The remaining two motions dealt with the insurance investigation. The defendants have claimed in court filings that Perelman hid the fact that he was trying to sell a number of the paintings after the fire, but before he made filed an insurance claim, which, they argue would have nulled the policy because he was lying during the investigation. The insurers’ attorneys showed evidence that power collector Ken Griffin and dealer Larry Gagosian, who works with both collectors, paid a visit to the Creeks in 2020 before the claim was filed on the five works. That visit, the insurance companies have argued, is proof that Perelman lied during the investigation. After that visit, Griffin did in fact buy paintings from Perelman, one of which, Brice Marden’s Letter about Rocks #2, for $30 million, was in the same room as the Twombly and the two Warhols during the fire. That summary judgment motion was denied.
In the third motion, Perelman’s lawyers argued that the insurance companies showed bad faith during the investigation, prolonged the investigation well past the contractual 30 days it normally takes to approve a claim, and had predetermined the outcome of their investigation and ultimate denial of that claim. “But don’t you think, counselor, that this situation is complicated and warranted extra consideration?” the judge said to Perelman’s attorney. Judge Cohen then reminded him that Perelman waited two years before filing a claim on the five works in question. The judge ruled to grant the summary judgment, effectively ruling that the insurers did not act in bad faith.

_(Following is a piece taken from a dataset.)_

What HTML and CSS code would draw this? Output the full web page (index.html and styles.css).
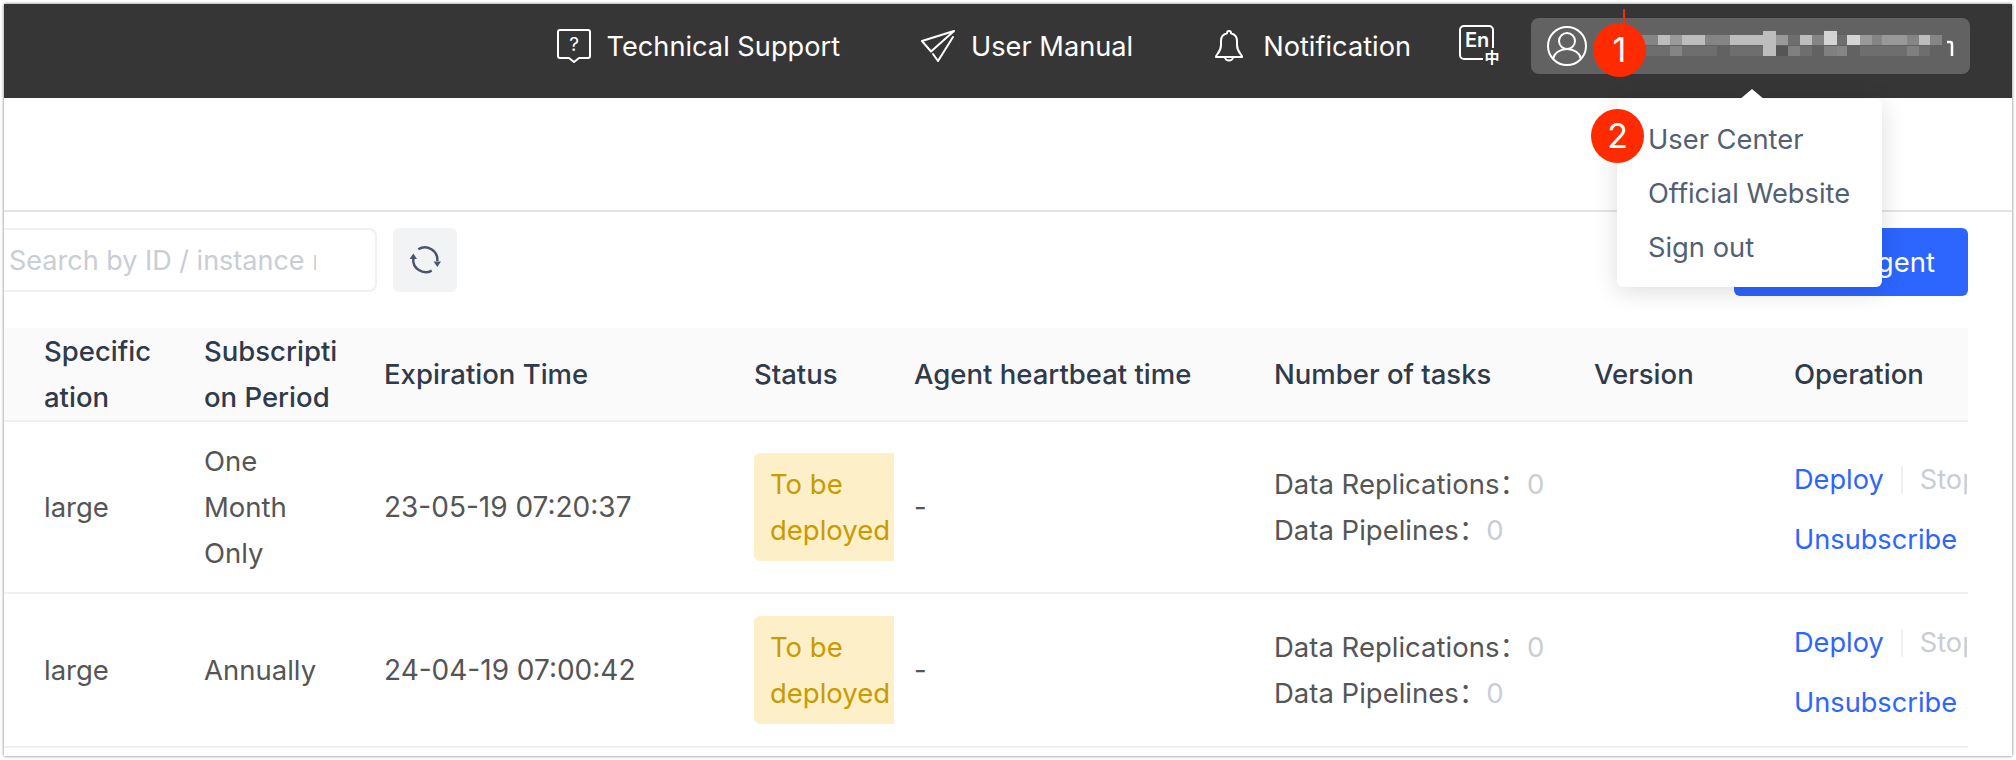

The key to these proceedings is the bespoke nature of Perelman’s contract with the insurance companies. With most such contracts, a damaged painting is simply repaired by conservators at the expense of the insurance agency. If that repair affects the value of the painting, insurance pays the difference. Perelman’s agreement has an added clause stipulating that he can choose to hand a damaged painting over to the insurance company in exchange for the full amount of the insurance evaluation price, which can be four to five times more than the painting is worth.
One of the works, a Warhol “Campbell’s Soup Can” has a fair market value of $12.5 million, but is insured at $100 million. Another, Twombly’s Untitled (1971) was valued at $50 million on the fair market and is insured for $125 million. The remaining works are Warhol’s Elvis 21 Times (1962), insured for $75 million, and Ruscha’s Box Smashed Flat, Vicksburg (1960–61) and Standard Station (1966), insured for $50 million and $60 million, respectively.
The Covid pandemic significantly depreciated shares of Perelman’s company Revlon Inc. He bought the company for $1.74 billion in 1985 through a holding company. In 2023 Revlon went bankrupt. Since 2020 Perelman has sold 71 blue-chip works for $963 million through Sotheby’s auctions and private sales, works that he had been using as collateral for loans.
According to a Bloomberg report from last June, “at least nine banks had claims against Perelman’s assets, including his art collection, house in the Hamptons and various aircraft.” Following sales in 2020 of a large number of works, a private jet, and stakes in several companies, a spokesperson for Perelman said the sales “weren’t forced.”
A Perelman biographer put it more bluntly to Bloomberg: “He needs cash.”